Speaker of the House of Representatives Paul Ryan, Republican of Wisconsin, holds up a pint of Guinness as he proposes a toast during the Friends of Ireland luncheon at the United States Capitol March 15, 2018 in Washington, D.C. (Photo: Alex Edelman-Pool/Getty Images)

Having successfully rammed through tax legislation that massively rewards America's billionaires—including his long-time patrons Charles and David Koch—and sets the stage for his ultimate goal of obliterating the safety net, House Speaker Paul Ryan (R-Wis.) is reportedly set to tell his staff on Wednesday that he will not run for reelection in 2018.

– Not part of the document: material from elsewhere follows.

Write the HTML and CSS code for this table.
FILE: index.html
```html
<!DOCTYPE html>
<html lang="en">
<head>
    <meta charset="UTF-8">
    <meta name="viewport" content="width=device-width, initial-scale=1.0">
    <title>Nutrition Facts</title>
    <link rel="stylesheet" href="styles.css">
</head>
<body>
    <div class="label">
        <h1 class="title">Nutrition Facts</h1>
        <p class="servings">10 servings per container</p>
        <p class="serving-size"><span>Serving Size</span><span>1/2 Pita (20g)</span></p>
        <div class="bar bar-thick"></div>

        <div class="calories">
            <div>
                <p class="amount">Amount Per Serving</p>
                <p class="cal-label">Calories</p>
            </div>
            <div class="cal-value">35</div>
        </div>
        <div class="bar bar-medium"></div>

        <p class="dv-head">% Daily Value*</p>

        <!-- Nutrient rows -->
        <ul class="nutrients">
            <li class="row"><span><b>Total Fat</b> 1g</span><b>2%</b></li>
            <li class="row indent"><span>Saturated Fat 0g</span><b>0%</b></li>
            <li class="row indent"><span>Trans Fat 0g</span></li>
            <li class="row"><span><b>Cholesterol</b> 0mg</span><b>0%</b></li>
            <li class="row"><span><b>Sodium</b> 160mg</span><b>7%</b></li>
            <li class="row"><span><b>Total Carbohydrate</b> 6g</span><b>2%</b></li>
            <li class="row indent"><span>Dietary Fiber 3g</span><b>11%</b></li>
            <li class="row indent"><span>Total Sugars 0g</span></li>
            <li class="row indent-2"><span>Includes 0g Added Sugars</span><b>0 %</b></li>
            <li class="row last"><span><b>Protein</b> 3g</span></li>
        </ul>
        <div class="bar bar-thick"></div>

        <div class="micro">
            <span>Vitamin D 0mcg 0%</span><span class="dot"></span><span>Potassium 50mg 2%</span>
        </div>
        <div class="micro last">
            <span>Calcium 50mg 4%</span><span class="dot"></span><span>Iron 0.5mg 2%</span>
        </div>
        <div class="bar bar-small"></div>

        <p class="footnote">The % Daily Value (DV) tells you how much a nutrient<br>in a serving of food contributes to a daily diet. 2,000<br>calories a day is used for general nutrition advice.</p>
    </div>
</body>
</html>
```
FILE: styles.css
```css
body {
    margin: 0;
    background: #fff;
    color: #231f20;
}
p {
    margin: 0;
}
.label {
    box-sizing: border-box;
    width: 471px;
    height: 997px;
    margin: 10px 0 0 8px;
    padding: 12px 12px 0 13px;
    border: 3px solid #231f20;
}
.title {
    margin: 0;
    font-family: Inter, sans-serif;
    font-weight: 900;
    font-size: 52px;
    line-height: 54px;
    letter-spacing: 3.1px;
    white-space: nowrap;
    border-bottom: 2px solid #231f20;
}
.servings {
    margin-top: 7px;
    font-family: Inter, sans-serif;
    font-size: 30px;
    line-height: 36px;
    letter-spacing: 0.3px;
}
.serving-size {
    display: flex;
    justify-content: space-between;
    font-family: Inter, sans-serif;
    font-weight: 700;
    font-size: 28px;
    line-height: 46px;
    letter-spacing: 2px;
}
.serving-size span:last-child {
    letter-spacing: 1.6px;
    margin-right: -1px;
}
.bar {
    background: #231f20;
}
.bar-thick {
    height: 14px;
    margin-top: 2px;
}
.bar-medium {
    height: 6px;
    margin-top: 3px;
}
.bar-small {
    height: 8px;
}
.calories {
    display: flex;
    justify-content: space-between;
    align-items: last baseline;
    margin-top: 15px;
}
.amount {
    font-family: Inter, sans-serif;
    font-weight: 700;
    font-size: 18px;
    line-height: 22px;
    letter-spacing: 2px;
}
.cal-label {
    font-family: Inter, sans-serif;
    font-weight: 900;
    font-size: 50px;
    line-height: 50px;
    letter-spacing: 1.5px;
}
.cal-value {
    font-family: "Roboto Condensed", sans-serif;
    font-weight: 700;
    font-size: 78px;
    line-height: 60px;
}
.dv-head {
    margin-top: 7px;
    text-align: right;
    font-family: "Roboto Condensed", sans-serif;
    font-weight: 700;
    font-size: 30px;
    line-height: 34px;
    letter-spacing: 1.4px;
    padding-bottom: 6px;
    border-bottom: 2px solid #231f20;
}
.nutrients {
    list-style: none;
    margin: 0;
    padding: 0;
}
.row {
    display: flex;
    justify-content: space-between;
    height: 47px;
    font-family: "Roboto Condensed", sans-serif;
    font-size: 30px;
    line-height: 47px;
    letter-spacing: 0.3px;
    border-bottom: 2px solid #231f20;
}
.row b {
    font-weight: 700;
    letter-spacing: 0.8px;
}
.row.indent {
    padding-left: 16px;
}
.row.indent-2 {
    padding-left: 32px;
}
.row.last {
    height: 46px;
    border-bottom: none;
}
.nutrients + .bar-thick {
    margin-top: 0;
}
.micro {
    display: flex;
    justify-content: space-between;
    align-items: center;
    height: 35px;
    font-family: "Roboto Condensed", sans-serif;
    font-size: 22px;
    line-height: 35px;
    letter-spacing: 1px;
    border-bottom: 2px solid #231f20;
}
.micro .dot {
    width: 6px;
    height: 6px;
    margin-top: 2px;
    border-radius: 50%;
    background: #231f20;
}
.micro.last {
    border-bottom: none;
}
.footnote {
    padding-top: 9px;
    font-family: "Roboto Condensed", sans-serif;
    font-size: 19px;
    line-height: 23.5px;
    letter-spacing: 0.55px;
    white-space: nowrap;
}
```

First reported by Jonathan Swan of Axios and confirmed by numerous other outlets, the news comes after rumors had been swirling for months about Ryan's possible retirement from Congress. It also comes as a popular progressive candidate—Randy Bryce, aka "The Iron Stache"—is quickly gaining steam, outraising the corporate-funded Ryan by nearly $2 million in the first three months of 2018.

"House Republicans were already in very tough spot for midterms, with many endangered members and the good chance that Democrats will win the majority," Swan noted in his report on Wednesday. "Friends say that after Ryan passed tax reform, his longtime dream, he was ready to step out of a job that has become endlessly frustrating, in part because of President Trump."

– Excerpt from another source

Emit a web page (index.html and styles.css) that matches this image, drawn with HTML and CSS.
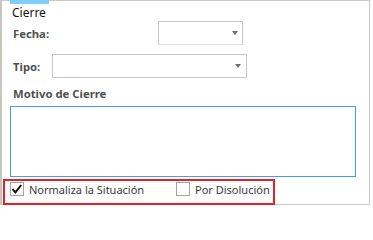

In his last tweet before reports emerged that he is retiring from Congress, Ryan celebrated President Donald Trump's executive order on Wednesday that calls for more punitive work requirements for recipients of Medicaid, food stamps, and public housing assistance—an plan Republicans have celebrated as "Welfare Reform 2.0."

Reacting to the new reports on Wednesday, The Nation's John Nichols argued that Ryan's retirement "would be a devastating blow for congressional Republicans."

"Ryan would not merely be giving up on his own profound ambitions, he would be giving up on the notion that the party he’s devoted his career to remains functional," Nichols concluded.